GIVEN TASK> Begin with the first line below and retype each line exactly through the line containing "const buttons = ['Go". Any pictures are to be left out.

++++++++++

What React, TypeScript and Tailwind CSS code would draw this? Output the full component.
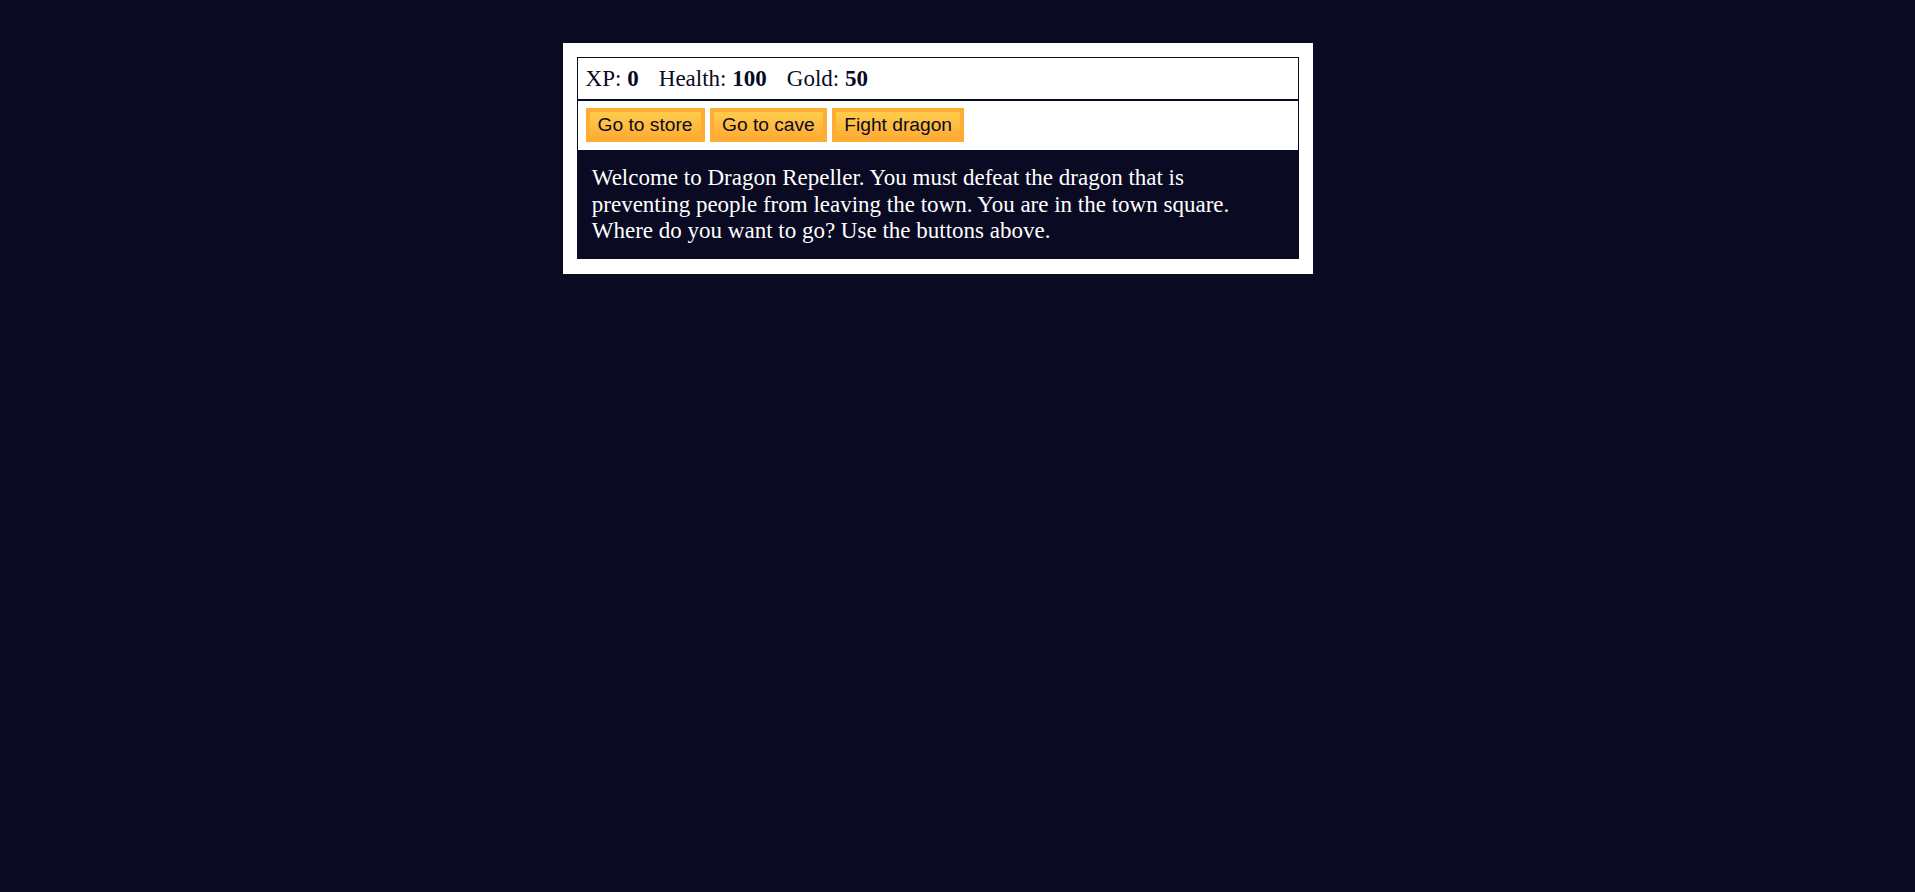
import React, { useState } from 'react';

const App = () => {
  const [xp] = useState<number>(0);
  const [health] = useState<number>(100);
  const [gold] = useState<number>(50);

  const buttons = ['Go to store', 'Go to cave', 'Fight dragon'];

  return (
    <div className="min-h-screen w-full bg-[#0a0a23] pt-[43px] pr-[39px] font-['Liberation_Serif',serif]">
      <div className="mx-auto w-[750px] bg-white p-[14.4px] text-white">
        {/* stats */}
        <div className="border border-[#0a0a23] p-[7.2px] text-[23px] leading-[26.5px] text-[#0a0a23]">
          <span className="pr-[14.4px]">
            XP: <strong>{xp}</strong>
          </span>{' '}
          <span className="pr-[14.4px]">
            Health: <strong>{health}</strong>
          </span>{' '}
          <span className="pr-[14.4px]">
            Gold: <strong>{gold}</strong>
          </span>
        </div>

        {/* controls */}
        <div className="flex gap-[5.5px] border border-[#0a0a23] p-[7.2px] pb-[8.5px]">
          {buttons.map((label) => (
            <button
              key={label}
              className="cursor-pointer border-[4.3px] border-[#feac32] bg-[#feac32] bg-gradient-to-b from-[#fecc4c] to-[#ffac33] px-[8px] py-[1.5px] font-['Liberation_Sans',Arial,sans-serif] text-[19.2px] leading-[22.1px] text-[#0a0a23]"
            >
              {label}
            </button>
          ))}
        </div>

        {/* text */}
        <div className="bg-[#0a0a23] p-[14.4px] text-[23px] leading-[26.5px] text-white">
          Welcome to Dragon Repeller. You must defeat the dragon that is preventing people from
          leaving the town. You are in the town square. Where do you want to go? Use the buttons
          above.
        </div>
      </div>
    </div>
  );
};

export default App;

++++++++++

TASK ANSWER>
What React, TypeScript and Tailwind CSS code would draw this? Output the full component.
import React, { useState } from 'react';

const App = () => {
  const [xp] = useState<number>(0);
  const [health] = useState<number>(100);
  const [gold] = useState<number>(50);

  const buttons = ['Go to store', 'Go to cave', 'Fight dragon'];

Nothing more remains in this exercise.